Auf der Bühne steht da auch der Nachbau des legendären, mit allerlei Fanutensilien bestückten TV-Schreibtischs, von dem aus Zeigler bis in die Niederungen der dritten Liga und Kreisklasse mittels Videoleinwand-Clips Skurriles und zum Brüllen Komisches zeigt. Zitate, wie Bobby Robsons Aussage „Ich sage nur zwei Worte zu dem Spiel: Nicht gut genug“, oder großartige Versprecher wie „Außenrastpiss“ statt „Außenrisspass“ hagelt es zuhauf.

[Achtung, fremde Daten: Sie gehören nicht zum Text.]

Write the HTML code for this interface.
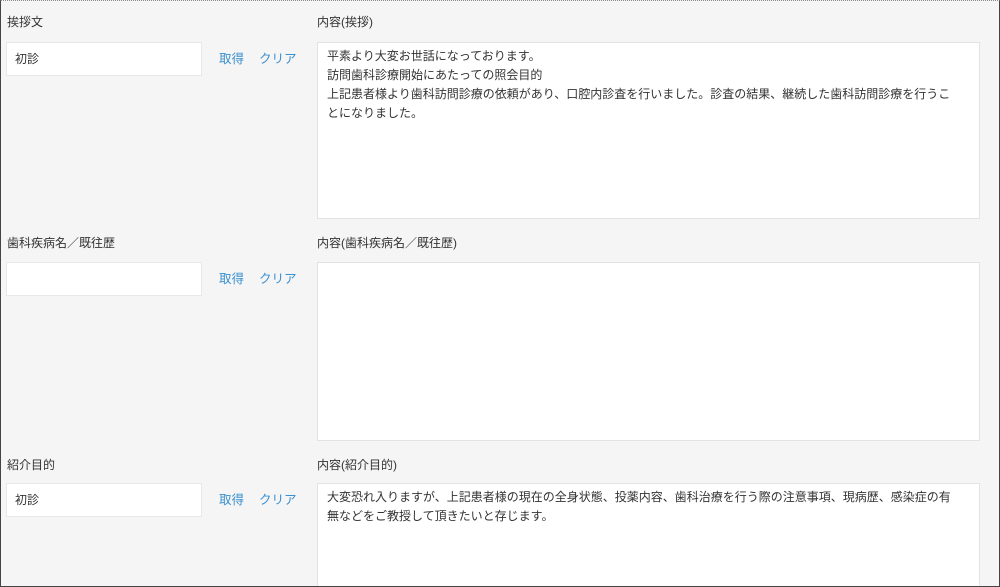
<!DOCTYPE html>
<html><head><meta charset="utf-8"><style>
*{box-sizing:border-box;margin:0;padding:0}
html,body{width:1000px;height:587px;overflow:hidden}
body{background:#f5f5f5;font-family:"Liberation Sans","Noto Sans CJK JP",sans-serif;font-size:12px;color:#333;position:relative}
.frame{position:absolute;left:0;top:0;width:1000px;height:587px;border:1px solid #444;border-top:1px dotted #888}
.lbl{position:absolute;font-size:12px;color:#333}
.in{position:absolute;left:6px;width:196px;height:34px;background:#fff;border:1px solid #e8e8e8;padding:7px 8px;font-size:12px}
.lk{position:absolute;color:#3a8fd0;font-size:12.5px}
.ta{position:absolute;left:317px;width:663px;background:#fff;border:1px solid #e3e3e3;padding:4px 20px 7px 9px;line-height:19px;font-size:12px;color:#333}
</style></head><body>
<div class="lbl" style="left:7px;top:13px">挨拶文</div>
<div class="lbl" style="left:317px;top:13px">内容(挨拶)</div>
<div class="in" style="top:42px">初診</div>
<div class="lk" style="left:219px;top:48px">取得</div>
<div class="lk" style="left:259px;top:48px">クリア</div>
<div class="ta" style="top:42px;height:177px">平素より大変お世話になっております。<br>訪問歯科診療開始にあたっての照会目的<br>上記患者様より歯科訪問診療の依頼があり、口腔内診査を行いました。診査の結果、継続した歯科訪問診療を行うことになりました。</div>

<div class="lbl" style="left:7px;top:234px">歯科疾病名／既往歴</div>
<div class="lbl" style="left:317px;top:234px">内容(歯科疾病名／既往歴)</div>
<div class="in" style="top:262px"></div>
<div class="lk" style="left:219px;top:268px">取得</div>
<div class="lk" style="left:259px;top:268px">クリア</div>
<div class="ta" style="top:262px;height:179px"></div>

<div class="lbl" style="left:7px;top:456px">紹介目的</div>
<div class="lbl" style="left:317px;top:456px">内容(紹介目的)</div>
<div class="in" style="top:483px">初診</div>
<div class="lk" style="left:219px;top:489px">取得</div>
<div class="lk" style="left:259px;top:489px">クリア</div>
<div class="ta" style="top:483px;height:104px">大変恐れ入りますが、上記患者様の現在の全身状態、投薬内容、歯科治療を行う際の注意事項、現病歴、感染症の有無などをご教授して頂きたいと存じます。</div>
<div class="frame"></div>
</body></html>
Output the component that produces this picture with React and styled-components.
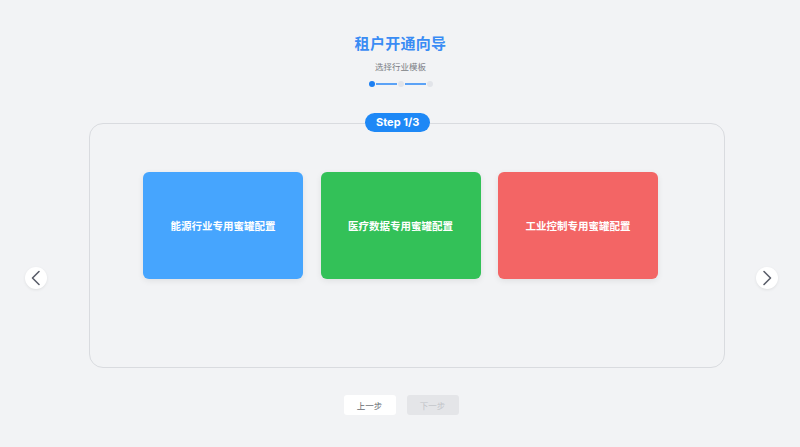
import React from "react";
import styled, { createGlobalStyle } from "styled-components";

const GlobalStyle = createGlobalStyle`
  html, body {
    margin: 0;
    padding: 0;
    background: #f2f3f5;
    font-family: Inter, "Noto Sans", "Noto Sans CJK SC", sans-serif;
  }
`;

const templates = [
  { id: "energy", label: "能源行业专用蜜罐配置", color: "#46a5fe" },
  { id: "medical", label: "医疗数据专用蜜罐配置", color: "#33c158" },
  { id: "industry", label: "工业控制专用蜜罐配置", color: "#f36565" },
];

const App = () => {
  const step = 1;
  const total = 3;

  return (
    <Page>
      <GlobalStyle />
      <Header>
        <Title>租户开通向导</Title>
        <Subtitle>选择行业模板</Subtitle>
        <Progress>
          {Array.from({ length: total }).map((_, i) => (
            <React.Fragment key={i}>
              {i > 0 && <Line />}
              <Dot active={i < step} />
            </React.Fragment>
          ))}
        </Progress>
      </Header>

      <Stage>
        <NavButton aria-label="上一个">
          <svg width="16" height="16" viewBox="0 0 16 16" fill="none">
            <path d="M11 1.5 L4.5 8 L11 14.5" stroke="#5a5e6a" strokeWidth="1.6" strokeLinecap="round" strokeLinejoin="round" />
          </svg>
        </NavButton>

        <Panel>
          <StepBadge>
            Step {step}/{total}
          </StepBadge>
          <CardRow>
            {templates.map((t) => (
              <TemplateCard key={t.id} color={t.color}>
                {t.label}
              </TemplateCard>
            ))}
          </CardRow>
        </Panel>

        <NavButton aria-label="下一个" right>
          <svg width="16" height="16" viewBox="0 0 16 16" fill="none">
            <path d="M5 1.5 L11.5 8 L5 14.5" stroke="#5a5e6a" strokeWidth="1.6" strokeLinecap="round" strokeLinejoin="round" />
          </svg>
        </NavButton>
      </Stage>

      <Actions>
        <ActionButton>上一步</ActionButton>
        <ActionButton disabled>下一步</ActionButton>
      </Actions>
    </Page>
  );
};

const Page = styled.div`
  width: 800px;
  height: 447px;
  overflow: hidden;
  background: #f2f3f5;
`;

const Header = styled.div`
  display: flex;
  flex-direction: column;
  align-items: center;
  padding-top: 34px;
  padding-left: 1px;
`;

const Title = styled.h1`
  margin: 0;
  font-size: 15px;
  line-height: 20px;
  font-weight: 700;
  color: #3a8cf4;
  letter-spacing: 0.3px;
`;

const Subtitle = styled.div`
  margin-top: 7px;
  font-size: 8.5px;
  line-height: 12px;
  color: #7a7d84;
`;

const Progress = styled.div`
  margin-top: 8px;
  display: flex;
  align-items: center;
  gap: 1px;
`;

const Dot = styled.span`
  width: 6px;
  height: 6px;
  border-radius: 50%;
  background: ${(p) => (p.active ? "#1c7ff2" : "#e2e4e9")};
`;

const Line = styled.span`
  width: 21px;
  height: 2px;
  background: #5ba2f6;
`;

const Stage = styled.div`
  margin-top: 36px;
  display: flex;
  align-items: flex-start;
  padding-left: 25px;
`;

const NavButton = styled.button`
  margin-top: 144px;
  margin-left: ${(p) => (p.right ? "31px" : "0")};
  margin-right: ${(p) => (p.right ? "0" : "42px")};
  width: 22px;
  height: 22px;
  border: none;
  border-radius: 50%;
  background: #ffffff;
  box-shadow: 0 1px 3px rgba(0, 0, 0, 0.08);
  display: flex;
  align-items: center;
  justify-content: center;
  padding: 0;
  cursor: pointer;
`;

const Panel = styled.div`
  position: relative;
  box-sizing: border-box;
  width: 636px;
  height: 245px;
  border: 1px solid #d9dbdf;
  border-radius: 14px;
  padding: 48px 0 0 53px;
`;

const StepBadge = styled.div`
  position: absolute;
  top: -11px;
  left: 275px;
  height: 19px;
  padding: 0 11px;
  border-radius: 10px;
  background: #1e88f6;
  color: #ffffff;
  font-size: 11px;
  font-weight: 700;
  line-height: 19px;
  white-space: nowrap;
`;

const CardRow = styled.div`
  display: flex;
  gap: 17.5px;
`;

const TemplateCard = styled.div`
  width: 160px;
  height: 107px;
  border-radius: 6px;
  background: ${(p) => p.color};
  box-shadow: 0 2px 6px rgba(0, 0, 0, 0.08);
  display: flex;
  align-items: center;
  justify-content: center;
  color: #ffffff;
  font-size: 10.5px;
  font-weight: 700;
  cursor: pointer;
`;

const Actions = styled.div`
  margin-top: 27px;
  display: flex;
  justify-content: center;
  gap: 11px;
  padding-left: 2px;
`;

const ActionButton = styled.button`
  width: 52px;
  height: 20px;
  border: none;
  border-radius: 3px;
  padding: 0;
  font-family: inherit;
  font-size: 8.5px;
  background: ${(p) => (p.disabled ? "#e4e5e8" : "#ffffff")};
  color: ${(p) => (p.disabled ? "#c2c4c8" : "#666a70")};
  cursor: ${(p) => (p.disabled ? "not-allowed" : "pointer")};
`;

export default App;
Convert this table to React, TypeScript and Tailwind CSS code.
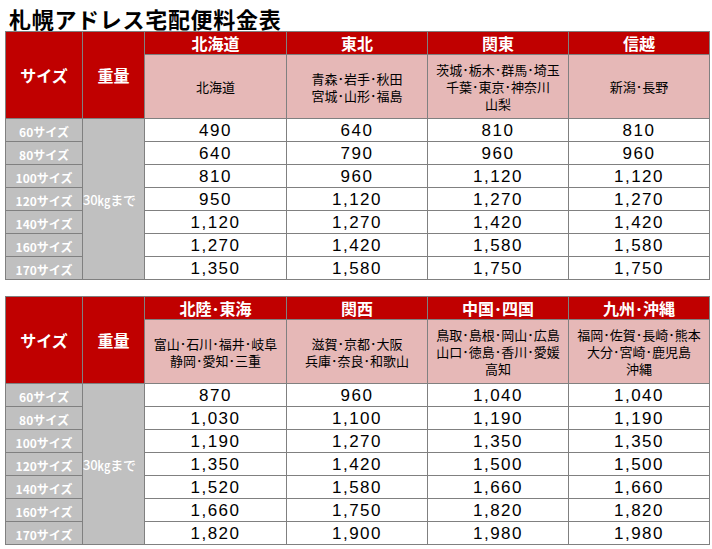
const SIZES = ["60", "80", "100", "120", "140", "160", "170"];

interface Region {
  name: string;
  areas: string[];
  prices: number[];
}

const TABLE1: Region[] = [
  { name: "北海道", areas: ["北海道"], prices: [490, 640, 810, 950, 1120, 1270, 1350] },
  { name: "東北", areas: ["青森･岩手･秋田", "宮城･山形･福島"], prices: [640, 790, 960, 1120, 1270, 1420, 1580] },
  { name: "関東", areas: ["茨城･栃木･群馬･埼玉", "千葉･東京･神奈川", "山梨"], prices: [810, 960, 1120, 1270, 1420, 1580, 1750] },
  { name: "信越", areas: ["新潟･長野"], prices: [810, 960, 1120, 1270, 1420, 1580, 1750] },
];

const TABLE2: Region[] = [
  { name: "北陸･東海", areas: ["富山･石川･福井･岐阜", "静岡･愛知･三重"], prices: [870, 1030, 1190, 1350, 1520, 1660, 1820] },
  { name: "関西", areas: ["滋賀･京都･大阪", "兵庫･奈良･和歌山"], prices: [960, 1100, 1270, 1420, 1580, 1750, 1900] },
  { name: "中国･四国", areas: ["鳥取･島根･岡山･広島", "山口･徳島･香川･愛媛", "高知"], prices: [1040, 1190, 1350, 1500, 1660, 1820, 1980] },
  { name: "九州･沖縄", areas: ["福岡･佐賀･長崎･熊本", "大分･宮崎･鹿児島", "沖縄"], prices: [1040, 1190, 1350, 1500, 1660, 1820, 1980] },
];

const cell = "border border-[#808080] p-0";

function PriceTable({ regions }: { regions: Region[] }) {
  return (
    <table className="ml-[5px] table-fixed border-collapse w-[704px]">
      <colgroup>
        <col className="w-[77px]" />
        <col className="w-[62px]" />
        <col className="w-[142px]" />
        <col className="w-[141px]" />
        <col className="w-[141px]" />
        <col className="w-[141px]" />
      </colgroup>
      <tbody>
        {/* region names */}
        <tr className="h-[23px]">
          <th rowSpan={2} className={`${cell} bg-[#c00000] text-white text-[16px] font-bold`}>
            サイズ
          </th>
          <th rowSpan={2} className={`${cell} bg-[#c00000] text-white text-[16px] font-bold`}>
            重量
          </th>
          {regions.map((r) => (
            <th key={r.name} className={`${cell} bg-[#c00000] text-white text-[16px] font-bold leading-[20px]`}>
              {r.name}
            </th>
          ))}
        </tr>
        {/* prefectures */}
        <tr className="h-[64px]">
          {regions.map((r) => (
            <td key={r.name} className={`${cell} bg-[#e6b8b7] text-center text-[13px] leading-[17px] text-black`}>
              {r.areas.map((a) => (
                <div key={a}>{a}</div>
              ))}
            </td>
          ))}
        </tr>
        {SIZES.map((s, i) => (
          <tr key={s} className="h-[23px]">
            <td className={`${cell} bg-[#c0c0c0] text-center text-white text-[12px] font-bold leading-[14px] pt-[4px]`}>
              {s}サイズ
            </td>
            {i === 0 && (
              <td rowSpan={7} className={`${cell} bg-[#c0c0c0] text-left text-white text-[13px] font-medium leading-[15px] tracking-[-0.2px]`}>
                30㎏まで
              </td>
            )}
            {regions.map((r) => (
              <td
                key={r.name}
                className={`${cell} bg-white text-center text-black text-[17px] leading-[20px] tracking-[1.5px] pt-[2px] font-['Liberation_Sans',sans-serif]`}
              >
                {r.prices[i].toLocaleString("en-US")}
              </td>
            ))}
          </tr>
        ))}
      </tbody>
    </table>
  );
}

export default function App() {
  return (
    <div className="w-[712px] h-[549px] bg-white overflow-hidden font-['Noto_Sans_CJK_JP',sans-serif]">
      <h1 className="h-[31px] pt-[5px] pl-[9px] text-[22px] leading-[26px] font-bold tracking-[0.7px] text-black">
        札幌アドレス宅配便料金表
      </h1>
      <PriceTable regions={TABLE1} />
      <div className="h-[16px]" />
      <PriceTable regions={TABLE2} />
    </div>
  );
}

Nostalgische Rückschau und Irres, wie der Einspieler einer Dampflok, die tatsächlich vor der Tribüne eines slowakischen drittklassigen Vereins planmäßig vorbeifährt, lösen sich ab mit der Aussage Jean-Paul Sartres, dass sich beim Fußball alles durch die Anwesenheit der gegnerischen Mannschaft verkompliziere, und beweisen die wahre Tiefe des Sportes.
„Wir alle glauben gelegentlich, dass wir den Job besser können als der Trainer“ fügt Zeigler in diesem herrlichen Kaleidoskop an, das den Sport zu keiner Sekunde verrät, sondern bewahren will. Shampoo, pardon, Chapeau, Herr Zeigler.